Mi colpisce quanto dici, ovvero che il rispetto verso gli altri stia acquisendo una forma quasi rinunciataria. Questo stato è più terribile dell’assenza di rispetto poiché può condurre a una indifferenza generalizzata. Gli animali, come scrivi, non sono indifferenti e nemmeno alcuni uomini o donne straordinari. Cos’è o qual è per te lo straordinario da persegure oggi? Puoi anche rispondermi che non esiste o che c’è invece, per assurdo, un ordinario a cui tornare…

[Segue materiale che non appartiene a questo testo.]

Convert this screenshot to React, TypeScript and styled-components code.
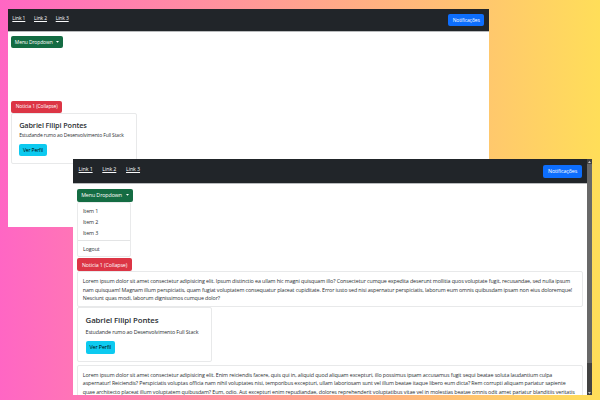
import React from "react";
import styled, { createGlobalStyle } from "styled-components";

const GlobalStyle = createGlobalStyle`
  *, *::before, *::after { box-sizing: border-box; }
  html, body { margin: 0; padding: 0; overflow: hidden; }
`;

const Desktop = styled.main`
  position: relative;
  width: 600px;
  height: 400px;
  overflow: hidden;
  background: linear-gradient(90deg, #ff66c4, #ffde59);
  font-family: "Open Sans", "Noto Sans", sans-serif;
  color: #2c3034;
`;

const Window = styled.section<{ $x: number; $y: number; $w: number; $h: number; $size: number }>`
  position: absolute;
  left: ${(p) => p.$x}px;
  top: ${(p) => p.$y}px;
  width: ${(p) => p.$w}px;
  height: ${(p) => p.$h}px;
  display: flex;
  overflow: hidden;
  background: #fff;
  font-size: ${(p) => p.$size}px;
  letter-spacing: -0.02em;
`;

const Page = styled.div`
  flex: 1;
  min-width: 0;
`;

const Navbar = styled.nav<{ $h: number }>`
  display: flex;
  justify-content: space-between;
  align-items: flex-start;
  height: ${(p) => p.$h}px;
  padding: 1.02em 0.97em 0 0.97em;
  background: #212529;
  box-shadow: 0 1px 0 #b9bbbd;
`;

const Links = styled.div<{ $gap: number }>`
  display: flex;
  gap: ${(p) => p.$gap}px;
  padding-top: 0.1em;
`;

const NavLink = styled.a`
  color: #f8f9fa;
  line-height: 1.5;
  text-decoration: underline;
  text-decoration-thickness: 0.5px;
  white-space: nowrap;
`;

const tones = {
  primary: ["#0d6efd", "#fff"],
  success: ["#146c43", "#fff"],
  danger: ["#dc3545", "#fff"],
  info: ["#0dcaf0", "#000"],
};

const Button = styled.button<{ $tone: keyof typeof tones; $w: number; $h: number }>`
  display: flex;
  align-items: center;
  justify-content: center;
  gap: 0.7em;
  width: ${(p) => p.$w}px;
  height: ${(p) => p.$h}px;
  padding: 0.08em 0 0;
  border: 0;
  border-radius: 2px;
  background: ${(p) => tones[p.$tone][0]};
  color: ${(p) => tones[p.$tone][1]};
  font: inherit;
  letter-spacing: inherit;
  line-height: 1;
  white-space: nowrap;
`;

const CaretIcon = styled.svg`
  width: 3px;
  height: 2px;
  margin-bottom: 0.8px;
  fill: #fff;
`;

const Body = styled.div<{ $top: number }>`
  display: flex;
  flex-direction: column;
  align-items: flex-start;
  padding: ${(p) => p.$top}px 4px 0 3.8px;
`;

const MenuSlot = styled.div<{ $h: number }>`
  height: ${(p) => p.$h}px;
`;

const Menu = styled.div`
  width: 54.3px;
  height: 54.6px;
  padding-top: 3px;
  border: 1px solid #e9eaeb;
  border-radius: 2px;
`;

const MenuItem = styled.div`
  height: 10.9px;
  padding-left: 4.8px;
  line-height: 10.9px;
`;

const Divider = styled.hr`
  height: 1px;
  margin: 1.8px 0 2.6px;
  border: 0;
  background: #e3e4e5;
`;

const TextBox = styled.div<{ $mt?: number; $pt: number }>`
  width: 505.8px;
  height: 35.4px;
  margin-top: ${(p) => p.$mt ?? 0}px;
  padding: ${(p) => p.$pt}px 0 0 4.6px;
  border: 1px solid #e8e9ea;
  border-radius: 2px;
`;

const Line = styled.div`
  height: 8.2px;
  line-height: 8.2px;
  white-space: nowrap;
`;

const Card = styled.article<{ $w: number; $h: number }>`
  width: ${(p) => p.$w}px;
  height: ${(p) => p.$h}px;
  padding: 1.52em 0 0 1.38em;
  border: 1px solid #e8e9ea;
  border-radius: 2px;
`;

const CardTitle = styled.h5`
  margin: 0;
  font-size: 1.47em;
  font-weight: 600;
  line-height: 1.2;
  letter-spacing: -0.016em;
  white-space: nowrap;
`;

const CardText = styled.p`
  margin: 0.5em 0 0.92em;
  line-height: 1.5;
  letter-spacing: -0.024em;
  white-space: nowrap;
`;

const Scrollbar = styled.div`
  display: flex;
  flex-direction: column;
  align-items: center;
  justify-content: space-between;
  width: 5px;
  background: #424242;
`;

const ArrowIcon = styled.svg`
  width: 3px;
  height: 2px;
  margin: 1.5px 0;
  fill: #c4c4c4;
`;

const Thumb = styled.div`
  width: 5px;
  height: 199px;
  margin-bottom: auto;
  background: #686868;
`;

const navLinks = ["Link 1", "Link 2", "Link 3"];

const paragraphOne = [
  "Lorem ipsum dolor sit amet consectetur adipisicing elit. Ipsum distinctio ea ullam hic magni quisquam illo? Consectetur cumque expedita deserunt mollitia quos voluptate fugit, recusandae, sed nulla ipsum",
  "nam quisquam! Magnam illum perspiciatis, quam fugiat voluptatem consequatur placeat cupiditate. Error iusto sed nisi aspernatur perspiciatis, laborum eum omnis quibusdam ipsam non eius doloremque!",
  "Nesciunt quas modi, laborum dignissimos cumque dolor?",
];

const paragraphTwo = [
  "Lorem ipsum dolor sit amet consectetur adipisicing elit. Enim reiciendis facere, quis qui in, aliquid quod aliquam excepturi, illo possimus ipsam accusamus fugit sequi beatae soluta laudantium culpa",
  "aspernatur! Reiciendis? Perspiciatis voluptas officia nam nihil voluptates nisi, temporibus excepturi, ullam laboriosam sunt vel illum beatae itaque libero eum dicta? Rem corrupti aliquam pariatur sapiente",
  "quae architecto placeat illum voluptatem quibusdam? Eum, odio. Aut excepturi enim repudiandae, dolores reprehenderit voluptatibus vitae vel in molestias beatae omnis odit amet pariatur blanditiis veritatis",
];

function Caret() {
  return (
    <CaretIcon viewBox="0 0 6 4">
      <path d="M0 0h6L3 3.6z" />
    </CaretIcon>
  );
}

function Header({ h, gap, bw, bh }: { h: number; gap: number; bw: number; bh: number }) {
  return (
    <Navbar $h={h}>
      <Links $gap={gap}>
        {navLinks.map((l) => (
          <NavLink key={l}>{l}</NavLink>
        ))}
      </Links>
      <Button $tone="primary" $w={bw} $h={bh}>Notificações</Button>
    </Navbar>
  );
}

function Profile({ w, h, bw, bh }: { w: number; h: number; bw: number; bh: number }) {
  return (
    <Card $w={w} $h={h}>
      <CardTitle>Gabriel Filipi Pontes</CardTitle>
      <CardText>Estudande rumo ao Desenvolvimento Full Stack</CardText>
      <Button $tone="info" $w={bw} $h={bh}>Ver Perfil</Button>
    </Card>
  );
}

export default function App() {
  return (
    <>
      <GlobalStyle />
      <Desktop>
        <Window $x={7.5} $y={9} $w={481.3} $h={218} $size={4.97}>
          <Page>
            <Header h={22} gap={8.7} bw={35.6} bh={12} />
            <Body $top={5}>
              <Button $tone="success" $w={51.4} $h={12}>
                Menu Dropdown <Caret />
              </Button>
              <MenuSlot $h={52.5} />
              <Button $tone="danger" $w={50.8} $h={12}>Noticia 1 (Collapse)</Button>
              <Profile w={125.3} h={51.2} bw={27.7} bh={12} />
            </Body>
          </Page>
        </Window>
        <Window $x={73.4} $y={159.3} $w={518.6} $h={236.2} $size={5.35}>
          <Page>
            <Header h={24} gap={9.7} bw={38.4} bh={13} />
            <Body $top={5.7}>
              <Button $tone="success" $w={55.5} $h={13}>
                Menu Dropdown <Caret />
              </Button>
              <MenuSlot $h={56.5}>
                <Menu>
                  <MenuItem>Item 1</MenuItem>
                  <MenuItem>Item 2</MenuItem>
                  <MenuItem>Item 3</MenuItem>
                  <Divider />
                  <MenuItem>Logout</MenuItem>
                </Menu>
              </MenuSlot>
              <Button $tone="danger" $w={54.8} $h={13}>Noticia 1 (Collapse)</Button>
              <TextBox $pt={4.9}>
                {paragraphOne.map((t) => (
                  <Line key={t}>{t}</Line>
                ))}
              </TextBox>
              <Profile w={135.3} h={55.5} bw={29.5} bh={13} />
              <TextBox $mt={2.6} $pt={5.2}>
                {paragraphTwo.map((t) => (
                  <Line key={t}>{t}</Line>
                ))}
              </TextBox>
            </Body>
          </Page>
          <Scrollbar>
            <ArrowIcon viewBox="0 0 6 4">
              <path d="M0 4h6L3 0z" />
            </ArrowIcon>
            <Thumb />
            <ArrowIcon viewBox="0 0 6 4">
              <path d="M0 0h6L3 4z" />
            </ArrowIcon>
          </Scrollbar>
        </Window>
      </Desktop>
    </>
  );
}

Nulla esiste tranne ciò che non esiste dice Macbeth a sé stesso. Esiste un luogo a cui tornare pur sapendo che non c’è o non c’è più, non c’è mai stato e forse mai ci sarà. Perché se noi aspettiamo vuol dire che qualcosa ci aspetta…

 

Ed infine, perché stai studiando l’opera lirica? Quasi lo sforzo di giungere a una summa di arti che compendino la tua voglia di ricominciare ogni giorno…

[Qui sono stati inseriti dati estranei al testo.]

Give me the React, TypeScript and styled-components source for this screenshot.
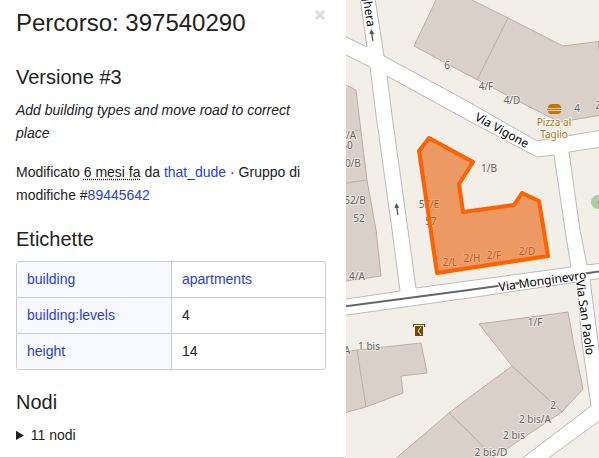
import React from "react";
import styled, { createGlobalStyle } from "styled-components";

const GlobalStyle = createGlobalStyle`
  *, *::before, *::after { box-sizing: border-box; }
  html, body, #root { height: 100%; }
  body {
    margin: 0;
    background: #fff;
    color: #222;
    font-family: "Liberation Sans", Arial, sans-serif;
    font-size: 14px;
    line-height: 23px;
  }
`;

const Page = styled.main`
  display: flex;
  min-height: 100%;
`;

const Sidebar = styled.section`
  flex: 0 0 346px;
  display: flex;
  flex-direction: column;
  border-bottom: 1px solid #ccc;
`;

const Content = styled.div`
  display: flex;
  flex-direction: column;
  padding: 8px 20px 8px 16px;
`;

const TitleRow = styled.header`
  display: flex;
  justify-content: space-between;
  align-items: flex-start;
  margin-bottom: 24px;
`;

const Title = styled.h1`
  margin: 0;
  font-size: 24px;
  line-height: 30px;
  font-weight: 400;
`;

const CloseButton = styled.button`
  display: flex;
  padding: 2px 0;
  border: 0;
  background: none;
  cursor: pointer;
`;

const Heading = styled.h2`
  margin: 0 0 7px;
  font-size: 20px;
  line-height: 30px;
  font-weight: 400;
`;

const Comment = styled.p`
  margin: 0 0 16px;
  font-style: italic;
`;

const Details = styled.p`
  margin: 0 0 17px;
`;

const When = styled.abbr`
  text-decoration: underline dotted;
  text-underline-offset: 2px;
`;

const Link = styled.a`
  color: #2a3fd8;
  text-decoration: none;
`;

const TagTable = styled.table`
  width: 100%;
  margin-bottom: 17px;
  border: 1px solid #ccc;
  border-radius: 3px;
  border-collapse: separate;
  border-spacing: 0;
  table-layout: fixed;

  tr + tr > * { border-top: 1px solid #ccc; }
`;

const Key = styled.th`
  padding: 6px 10px;
  background: #f8f9ff;
  text-align: left;
  font-weight: 400;
`;

const Value = styled.td`
  padding: 6px 10px;
  border-left: 1px solid #ccc;
`;

const Nodes = styled.details`
  summary { cursor: pointer; }
`;

const MapPane = styled.section`
  flex: 1 1 0;
  min-width: 0;
  display: flex;
  background: #fff;
`;

const MapSvg = styled.svg`
  flex: 1;
  min-width: 0;
  width: 100%;
  height: 100%;
  min-height: 100vh;
`;

const Block = styled.polygon`
  fill: #f2efe9;
  stroke: #bbb;
  stroke-width: 1;
`;

const Building = styled.polygon`
  fill: #d9d0c9;
  stroke: #c0aea0;
  stroke-width: 1;
`;

const Wall = styled.polyline`
  fill: none;
  stroke: #c0aea0;
  stroke-width: 1;
`;

const HouseNumber = styled.text`
  font-family: "Noto Sans", sans-serif;
  font-size: 10px;
  text-anchor: middle;
  fill: #666;
  stroke: #f2efe9;
  stroke-opacity: 0.8;
  stroke-width: 2px;
  stroke-linejoin: round;
  paint-order: stroke;
`;

const StreetName = styled.text`
  font-family: "Noto Sans", sans-serif;
  font-size: 12px;
  text-anchor: middle;
  fill: #000;
  stroke: #fff;
  stroke-width: 2px;
  stroke-linejoin: round;
  paint-order: stroke;
`;

const PlaceName = styled(HouseNumber)`
  fill: #b5730f;
  stroke: #fff;
`;

const blocks = [
  "340,-2 360,-2 367,47 340,34",
  "340,52 370,67 376,115 392,230 400,291 340,300",
  "375,-2 384,56 469,102 537,141 602,130 602,-2",
  "387,76 469,121 537,157 554,155 565,230 571,267 416,288 392,115",
  "569,152 602,147 602,263 587,265 580,230",
  "340,316 469,298 577,282 582,343 591,406 520,460 340,460",
  "590,280 602,278 602,372",
  "546,460 602,419 602,460",
];

const buildings = [
  "437,-2 414,46 470,76 545,115 560,122 602,115 602,41 563,46 508,18 468,-2",
  "340,82 356,90 359,115 367,180 376,230 381,276 340,282",
  "340,353 357,350 421,343 427,373 401,376 403,393 366,407 340,414",
  "479,324 568,312 574,345 583,389 562,412 512,366",
  "394,460 449,413 470,397 512,366 562,412 490,460",
];

const walls = [
  "508,18 477,80",
  "598,41 602,68",
  "340,133 361,130",
  "340,184 367,180",
  "357,350 366,407",
  "449,413 470,433 496,460",
];

const numbers: [string, number, number][] = [
  ["6", 447, 69],
  ["4/F", 486, 90],
  ["4/D", 512, 104],
  ["4", 577, 112],
  ["2", 598, 109],
  ["/A", 351, 139],
  ["50", 347, 149],
  ["50/B", 350, 167],
  ["52/B", 355, 204],
  ["52", 359, 222],
  ["4/A", 357, 280],
  ["1/B", 489, 172],
  ["57/E", 429, 208],
  ["57", 431, 225],
  ["2/L", 450, 266],
  ["2/H", 472, 262],
  ["2/F", 494, 259],
  ["2/D", 527, 255],
  ["1/F", 535, 326],
  ["1 bis", 369, 350],
  ["A", 347, 354],
  ["2", 553, 409],
  ["2 bis/A", 535, 423],
  ["2 bis", 514, 439],
  ["2 bis/D", 491, 456],
];

const OneWay = ({ x, y }: { x: number; y: number }) => (
  <g transform={`translate(${x} ${y}) rotate(-8)`} stroke="#555" fill="#555">
    <path d="M0 6V-2" strokeWidth="1.3" />
    <path d="M0-6 2.5-1H-2.5Z" stroke="none" />
  </g>
);

const TownMap = () => (
  <MapSvg
    viewBox="346 0 253 458"
    preserveAspectRatio="xMinYMin slice"
    role="img"
    aria-label="Mappa"
  >
    {blocks.map((p) => <Block key={p} points={p} />)}
    {buildings.map((p) => <Building key={p} points={p} />)}
    <Building points="429,138 473,162 459,184 463,212 514,205 522,193 539,201 548,256 437,273 419,151" />
    {walls.map((p) => <Wall key={p} points={p} />)}
    <path d="M340 307 469 290 602 271" fill="none" stroke="#666" strokeWidth="2" />
    <OneWay x={372} y={35} />
    <OneWay x={397} y={209} />
    {numbers.map(([label, x, y]) => (
      <HouseNumber key={`${label}-${x}`} x={x} y={y}>{label}</HouseNumber>
    ))}
    <StreetName transform="translate(500 134) rotate(29)">Via Vigone</StreetName>
    <StreetName transform="translate(543 285) rotate(-8)">Via Monginevro</StreetName>
    <path d="M516 284 519 283" stroke="#666" strokeWidth="2" />
    <StreetName transform="translate(581 318) rotate(82)">Via San Paolo</StreetName>
    <StreetName transform="translate(362 -9) rotate(82)">Via Borghera</StreetName>
    <PlaceName x="554" y="126">Pizza al</PlaceName>
    <PlaceName x="554" y="138">Taglio</PlaceName>
    <g fill="#c77400">
      <path d="M548 108q0-4 4-4h5q4 0 4 4Z" />
      <path d="M547 109h14v1h-14Z" />
      <path d="M548 111h13q0 3-3 3h-7q-3 0-3-3Z" />
    </g>
    <circle cx="598" cy="202" r="7" fill="#a9cca1" />
    <circle cx="599" cy="202" r="1" fill="#a0702a" />
    <g fill="#734a08">
      <path d="M413 324h12v3h-1v-2h-10v2h-1Z" />
      <path d="M415 326h8v10h-8Z" />
      <path d="M421 327 418 331 421 335" fill="none" stroke="#f2efe9" />
    </g>
    <polygon
      points="429,138 473,162 459,184 463,212 514,205 522,193 539,201 548,256 437,273 419,151"
      fill="#ff6200"
      fillOpacity="0.5"
      stroke="#ff6200"
      strokeWidth="4"
      strokeLinejoin="round"
    />
  </MapSvg>
);

export default function App() {
  return (
    <Page>
      <GlobalStyle />
      <Sidebar>
        <Content>
          <TitleRow>
            <Title>Percorso: 397540290</Title>
            <CloseButton type="button" aria-label="Chiudi">
              <svg width="12" height="10" viewBox="0 0 12 10">
                <path d="M2 1 10 9M10 1 2 9" stroke="#ddd" strokeWidth="3" />
              </svg>
            </CloseButton>
          </TitleRow>
          <Heading>Versione #3</Heading>
          <Comment>Add building types and move road to correct place</Comment>
          <Details>
            Modificato <When title="6 mesi fa">6 mesi fa</When> da{" "}
            <Link href="#that_dude">that_dude</Link> · Gruppo di modifiche #
            <Link href="#89445642">89445642</Link>
          </Details>
          <Heading>Etichette</Heading>
          <TagTable>
            <tbody>
              <tr>
                <Key scope="row"><Link href="#building">building</Link></Key>
                <Value><Link href="#apartments">apartments</Link></Value>
              </tr>
              <tr>
                <Key scope="row"><Link href="#levels">building:levels</Link></Key>
                <Value>4</Value>
              </tr>
              <tr>
                <Key scope="row"><Link href="#height">height</Link></Key>
                <Value>14</Value>
              </tr>
            </tbody>
          </TagTable>
          <Heading>Nodi</Heading>
          <Nodes>
            <summary>11 nodi</summary>
          </Nodes>
        </Content>
      </Sidebar>
      <MapPane>
        <TownMap />
      </MapPane>
    </Page>
  );
}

Sforzo… è una parola interessante. Avevo voglia di studiare ancora, con umiltà e costanza. L’opera è un mondo schizofrenico, per tanti motivi. È un museo ma è anche un laboratorio. In Italia si fa sempre lo stesso repertorio, forse per soddisfare quest’immagine “tipica” che il mondo ha di noi. Siamo la mafia, la grande bellezza deturpata, l’opera lirica e il cibo buono. E allora produciamo opere che rispondano a questa aspettativa. Un giorno Violetta de la Traviata la smetterà di morire. La smetterà di vivere. Scenderà dal palco, dalle feste, da quella famiglia che aveva sempre desiderato e mai avuto e si guarderà allo specchio. I suoi capelli azzurri e la sua pelle vissuta accoglieranno la luce che di lato entra dalla finestra. Il suo vestito cadrà leggermente dal quadro. Le sue mani ancora candide cercheranno la musica lontana… Allora, come un sussurro, tutto le dirà di scendere e camminare nella notte nei vicoli, sui tetti. Di andare scalza e un po’ bagnata dove la musica aspetta. Dove c’è la barricata che da secoli accoglie le anime per insegnare loro a oscillare come lucciole. Per non morire, forse, con i soffi di troppa luce che gonfiano il mondo. Chissà…

Grazie, Paolo.

 


Intervista a Paolo De Falco: Il silenzio è la radice |C.S.